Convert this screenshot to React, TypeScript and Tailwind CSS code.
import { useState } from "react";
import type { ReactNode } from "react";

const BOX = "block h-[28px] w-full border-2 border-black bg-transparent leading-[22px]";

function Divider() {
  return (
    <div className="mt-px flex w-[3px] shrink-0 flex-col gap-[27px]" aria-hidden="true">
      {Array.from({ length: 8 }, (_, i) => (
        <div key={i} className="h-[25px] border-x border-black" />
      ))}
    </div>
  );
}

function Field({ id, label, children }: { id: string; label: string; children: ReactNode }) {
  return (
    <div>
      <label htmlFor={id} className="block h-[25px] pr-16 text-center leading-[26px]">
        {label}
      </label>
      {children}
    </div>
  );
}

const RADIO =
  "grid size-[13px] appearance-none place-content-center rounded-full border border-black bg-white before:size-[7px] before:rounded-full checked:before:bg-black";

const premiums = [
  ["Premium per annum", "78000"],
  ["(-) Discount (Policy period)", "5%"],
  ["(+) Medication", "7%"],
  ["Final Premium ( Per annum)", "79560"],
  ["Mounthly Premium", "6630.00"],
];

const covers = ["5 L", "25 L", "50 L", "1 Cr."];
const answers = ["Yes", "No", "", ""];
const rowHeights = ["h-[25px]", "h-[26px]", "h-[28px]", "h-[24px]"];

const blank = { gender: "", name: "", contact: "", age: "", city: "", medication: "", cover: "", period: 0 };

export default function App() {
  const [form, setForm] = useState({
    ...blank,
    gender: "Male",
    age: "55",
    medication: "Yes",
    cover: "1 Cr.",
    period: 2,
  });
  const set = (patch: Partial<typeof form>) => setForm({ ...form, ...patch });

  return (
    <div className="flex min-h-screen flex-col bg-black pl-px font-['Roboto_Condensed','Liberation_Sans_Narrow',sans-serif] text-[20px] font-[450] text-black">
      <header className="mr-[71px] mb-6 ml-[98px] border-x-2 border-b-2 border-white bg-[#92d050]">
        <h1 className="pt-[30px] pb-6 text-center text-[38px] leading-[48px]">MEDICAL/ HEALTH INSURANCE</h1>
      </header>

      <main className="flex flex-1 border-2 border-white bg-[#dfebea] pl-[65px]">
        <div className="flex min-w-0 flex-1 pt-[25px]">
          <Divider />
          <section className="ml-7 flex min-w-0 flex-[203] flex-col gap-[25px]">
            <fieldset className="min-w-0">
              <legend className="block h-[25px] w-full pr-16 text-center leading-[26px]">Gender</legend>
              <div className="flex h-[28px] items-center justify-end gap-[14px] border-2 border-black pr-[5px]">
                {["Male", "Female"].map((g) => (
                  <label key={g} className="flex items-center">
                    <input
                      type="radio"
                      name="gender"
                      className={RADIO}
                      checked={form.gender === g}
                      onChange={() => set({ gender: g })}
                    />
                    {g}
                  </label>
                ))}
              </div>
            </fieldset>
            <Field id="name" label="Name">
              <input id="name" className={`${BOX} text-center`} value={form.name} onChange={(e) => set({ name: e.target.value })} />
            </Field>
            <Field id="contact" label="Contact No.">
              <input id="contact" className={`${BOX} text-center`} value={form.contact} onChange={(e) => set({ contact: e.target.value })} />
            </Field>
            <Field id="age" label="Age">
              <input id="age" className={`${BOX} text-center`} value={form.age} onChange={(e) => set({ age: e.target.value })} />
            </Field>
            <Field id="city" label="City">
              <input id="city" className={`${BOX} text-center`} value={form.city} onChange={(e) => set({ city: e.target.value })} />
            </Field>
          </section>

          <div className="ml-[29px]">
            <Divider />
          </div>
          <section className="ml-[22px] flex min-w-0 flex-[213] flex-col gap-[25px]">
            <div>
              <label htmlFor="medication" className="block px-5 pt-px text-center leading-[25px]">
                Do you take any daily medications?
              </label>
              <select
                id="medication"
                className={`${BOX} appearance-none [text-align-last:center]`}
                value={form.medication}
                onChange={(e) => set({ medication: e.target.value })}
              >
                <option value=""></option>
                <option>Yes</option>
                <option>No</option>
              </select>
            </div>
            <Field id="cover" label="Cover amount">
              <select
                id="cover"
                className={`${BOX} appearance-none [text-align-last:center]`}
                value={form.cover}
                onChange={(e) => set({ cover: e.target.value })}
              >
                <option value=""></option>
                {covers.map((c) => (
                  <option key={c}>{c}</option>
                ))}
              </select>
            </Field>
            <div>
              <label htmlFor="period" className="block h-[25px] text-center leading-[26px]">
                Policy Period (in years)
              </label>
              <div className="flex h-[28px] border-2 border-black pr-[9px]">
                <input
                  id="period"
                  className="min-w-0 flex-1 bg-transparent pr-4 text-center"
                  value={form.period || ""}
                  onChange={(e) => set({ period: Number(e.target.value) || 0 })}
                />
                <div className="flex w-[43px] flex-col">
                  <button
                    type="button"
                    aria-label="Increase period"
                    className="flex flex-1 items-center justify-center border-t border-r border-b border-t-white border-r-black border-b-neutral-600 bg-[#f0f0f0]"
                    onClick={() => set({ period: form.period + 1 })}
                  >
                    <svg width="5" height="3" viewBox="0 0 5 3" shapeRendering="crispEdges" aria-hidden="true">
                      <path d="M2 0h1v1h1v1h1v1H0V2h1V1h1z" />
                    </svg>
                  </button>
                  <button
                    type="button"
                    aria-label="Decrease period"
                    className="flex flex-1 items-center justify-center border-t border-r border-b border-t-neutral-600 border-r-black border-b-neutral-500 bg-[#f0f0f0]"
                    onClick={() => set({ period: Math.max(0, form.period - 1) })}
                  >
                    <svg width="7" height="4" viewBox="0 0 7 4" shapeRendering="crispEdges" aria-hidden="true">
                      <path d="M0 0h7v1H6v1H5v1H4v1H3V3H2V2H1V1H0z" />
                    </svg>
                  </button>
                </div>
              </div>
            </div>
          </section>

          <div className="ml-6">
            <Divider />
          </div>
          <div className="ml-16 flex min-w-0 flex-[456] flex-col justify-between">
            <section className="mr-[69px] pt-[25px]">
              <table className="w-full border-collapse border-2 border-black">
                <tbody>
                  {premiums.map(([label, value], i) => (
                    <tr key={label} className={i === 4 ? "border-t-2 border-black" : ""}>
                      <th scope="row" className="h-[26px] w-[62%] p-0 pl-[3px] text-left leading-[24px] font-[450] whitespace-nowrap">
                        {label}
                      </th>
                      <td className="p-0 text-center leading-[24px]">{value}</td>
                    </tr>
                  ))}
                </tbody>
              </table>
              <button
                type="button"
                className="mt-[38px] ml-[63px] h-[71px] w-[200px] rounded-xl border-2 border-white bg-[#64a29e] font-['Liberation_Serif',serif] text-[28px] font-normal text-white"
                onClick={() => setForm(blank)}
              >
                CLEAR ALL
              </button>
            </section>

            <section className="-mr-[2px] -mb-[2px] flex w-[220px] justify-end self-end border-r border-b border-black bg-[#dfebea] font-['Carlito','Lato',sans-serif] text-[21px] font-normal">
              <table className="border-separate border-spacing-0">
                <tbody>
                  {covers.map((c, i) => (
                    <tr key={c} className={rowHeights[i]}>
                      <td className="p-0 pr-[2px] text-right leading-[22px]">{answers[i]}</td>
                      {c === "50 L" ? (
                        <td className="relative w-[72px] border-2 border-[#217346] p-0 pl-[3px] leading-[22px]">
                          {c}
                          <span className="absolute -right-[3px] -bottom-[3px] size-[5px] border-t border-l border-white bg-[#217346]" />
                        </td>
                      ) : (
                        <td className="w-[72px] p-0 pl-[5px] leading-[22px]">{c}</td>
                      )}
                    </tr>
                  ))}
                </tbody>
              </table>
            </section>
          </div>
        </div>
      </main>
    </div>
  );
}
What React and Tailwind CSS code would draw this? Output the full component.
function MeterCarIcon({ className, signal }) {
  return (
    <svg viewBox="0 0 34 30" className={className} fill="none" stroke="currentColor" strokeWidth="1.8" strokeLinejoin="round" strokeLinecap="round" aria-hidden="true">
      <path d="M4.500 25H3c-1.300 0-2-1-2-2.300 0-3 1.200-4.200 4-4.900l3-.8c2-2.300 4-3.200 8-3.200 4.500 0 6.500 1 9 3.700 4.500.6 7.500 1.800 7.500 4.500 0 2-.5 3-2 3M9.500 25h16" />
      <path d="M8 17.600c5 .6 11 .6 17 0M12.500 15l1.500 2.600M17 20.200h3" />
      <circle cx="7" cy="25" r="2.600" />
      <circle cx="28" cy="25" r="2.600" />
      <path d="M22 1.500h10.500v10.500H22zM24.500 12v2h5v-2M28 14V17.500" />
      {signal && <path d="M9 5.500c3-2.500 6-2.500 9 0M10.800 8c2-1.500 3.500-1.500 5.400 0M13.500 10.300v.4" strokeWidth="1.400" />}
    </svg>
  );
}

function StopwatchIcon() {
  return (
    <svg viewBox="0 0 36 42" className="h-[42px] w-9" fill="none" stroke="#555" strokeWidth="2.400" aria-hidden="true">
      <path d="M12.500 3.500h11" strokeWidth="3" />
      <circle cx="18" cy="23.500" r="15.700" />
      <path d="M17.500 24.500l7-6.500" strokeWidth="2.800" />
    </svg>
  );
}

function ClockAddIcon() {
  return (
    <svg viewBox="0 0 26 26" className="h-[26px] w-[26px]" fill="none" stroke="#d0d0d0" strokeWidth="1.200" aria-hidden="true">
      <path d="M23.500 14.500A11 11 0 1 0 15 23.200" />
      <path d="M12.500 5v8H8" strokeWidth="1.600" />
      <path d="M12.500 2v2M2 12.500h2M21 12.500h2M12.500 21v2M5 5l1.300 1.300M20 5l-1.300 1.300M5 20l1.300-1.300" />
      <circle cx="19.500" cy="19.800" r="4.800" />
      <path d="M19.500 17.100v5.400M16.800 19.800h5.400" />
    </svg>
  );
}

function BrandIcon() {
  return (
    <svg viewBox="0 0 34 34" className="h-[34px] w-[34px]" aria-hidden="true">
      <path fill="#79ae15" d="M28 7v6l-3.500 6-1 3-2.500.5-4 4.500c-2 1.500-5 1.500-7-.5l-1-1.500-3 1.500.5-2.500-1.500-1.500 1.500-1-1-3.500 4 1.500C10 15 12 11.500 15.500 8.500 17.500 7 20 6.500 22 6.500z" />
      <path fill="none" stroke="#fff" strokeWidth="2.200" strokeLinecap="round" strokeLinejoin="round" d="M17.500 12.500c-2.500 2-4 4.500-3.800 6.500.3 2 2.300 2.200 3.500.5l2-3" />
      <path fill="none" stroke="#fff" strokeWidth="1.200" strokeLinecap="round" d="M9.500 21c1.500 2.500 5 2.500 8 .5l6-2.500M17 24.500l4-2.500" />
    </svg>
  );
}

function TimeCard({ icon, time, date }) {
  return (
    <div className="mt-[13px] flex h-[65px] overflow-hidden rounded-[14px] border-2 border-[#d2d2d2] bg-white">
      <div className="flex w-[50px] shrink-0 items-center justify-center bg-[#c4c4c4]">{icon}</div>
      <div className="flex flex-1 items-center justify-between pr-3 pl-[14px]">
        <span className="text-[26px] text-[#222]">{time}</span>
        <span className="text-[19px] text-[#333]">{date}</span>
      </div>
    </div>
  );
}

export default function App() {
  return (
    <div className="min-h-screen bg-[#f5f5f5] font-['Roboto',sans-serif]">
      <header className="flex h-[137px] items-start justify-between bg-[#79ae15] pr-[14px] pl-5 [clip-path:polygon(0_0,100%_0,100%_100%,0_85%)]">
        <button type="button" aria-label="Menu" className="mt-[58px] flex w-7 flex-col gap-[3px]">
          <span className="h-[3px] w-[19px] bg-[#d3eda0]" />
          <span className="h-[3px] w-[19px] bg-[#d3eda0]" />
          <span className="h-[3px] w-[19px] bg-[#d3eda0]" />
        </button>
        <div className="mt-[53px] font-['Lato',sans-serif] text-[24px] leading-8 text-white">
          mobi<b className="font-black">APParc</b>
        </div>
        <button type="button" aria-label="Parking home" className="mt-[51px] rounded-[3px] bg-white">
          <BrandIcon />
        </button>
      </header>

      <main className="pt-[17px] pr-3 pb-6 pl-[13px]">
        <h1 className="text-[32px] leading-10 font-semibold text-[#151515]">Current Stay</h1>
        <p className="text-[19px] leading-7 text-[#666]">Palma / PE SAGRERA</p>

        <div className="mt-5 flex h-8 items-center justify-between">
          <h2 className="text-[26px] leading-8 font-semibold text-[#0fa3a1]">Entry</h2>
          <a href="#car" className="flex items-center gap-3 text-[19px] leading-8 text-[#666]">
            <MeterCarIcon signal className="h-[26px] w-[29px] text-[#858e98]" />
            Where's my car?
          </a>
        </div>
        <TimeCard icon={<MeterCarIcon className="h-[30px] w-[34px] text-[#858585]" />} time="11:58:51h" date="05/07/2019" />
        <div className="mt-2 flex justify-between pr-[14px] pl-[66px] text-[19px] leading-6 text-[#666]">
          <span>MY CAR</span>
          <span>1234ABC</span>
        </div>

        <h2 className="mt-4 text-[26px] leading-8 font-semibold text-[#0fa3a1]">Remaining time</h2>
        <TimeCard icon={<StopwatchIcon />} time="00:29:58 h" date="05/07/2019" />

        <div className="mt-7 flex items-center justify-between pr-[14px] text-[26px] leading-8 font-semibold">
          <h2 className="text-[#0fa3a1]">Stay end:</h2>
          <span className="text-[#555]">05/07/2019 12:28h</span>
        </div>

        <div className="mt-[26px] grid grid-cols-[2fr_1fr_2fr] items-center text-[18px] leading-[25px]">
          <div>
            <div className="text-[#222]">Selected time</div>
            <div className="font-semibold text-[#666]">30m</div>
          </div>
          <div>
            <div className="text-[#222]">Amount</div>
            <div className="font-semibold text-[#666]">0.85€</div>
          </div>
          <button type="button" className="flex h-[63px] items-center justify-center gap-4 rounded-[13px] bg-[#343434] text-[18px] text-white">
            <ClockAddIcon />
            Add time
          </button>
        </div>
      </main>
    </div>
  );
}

◆ ◆ ◆ ◆ ◆

Short exercise:
From the first line above through the line that contains "h-[28px] w-full border-2", quote each line exactly. Output nothing more.

Output for this task:
Convert this screenshot to React, TypeScript and Tailwind CSS code.
import { useState } from "react";
import type { ReactNode } from "react";

const BOX = "block h-[28px] w-full border-2 border-black bg-transparent leading-[22px]";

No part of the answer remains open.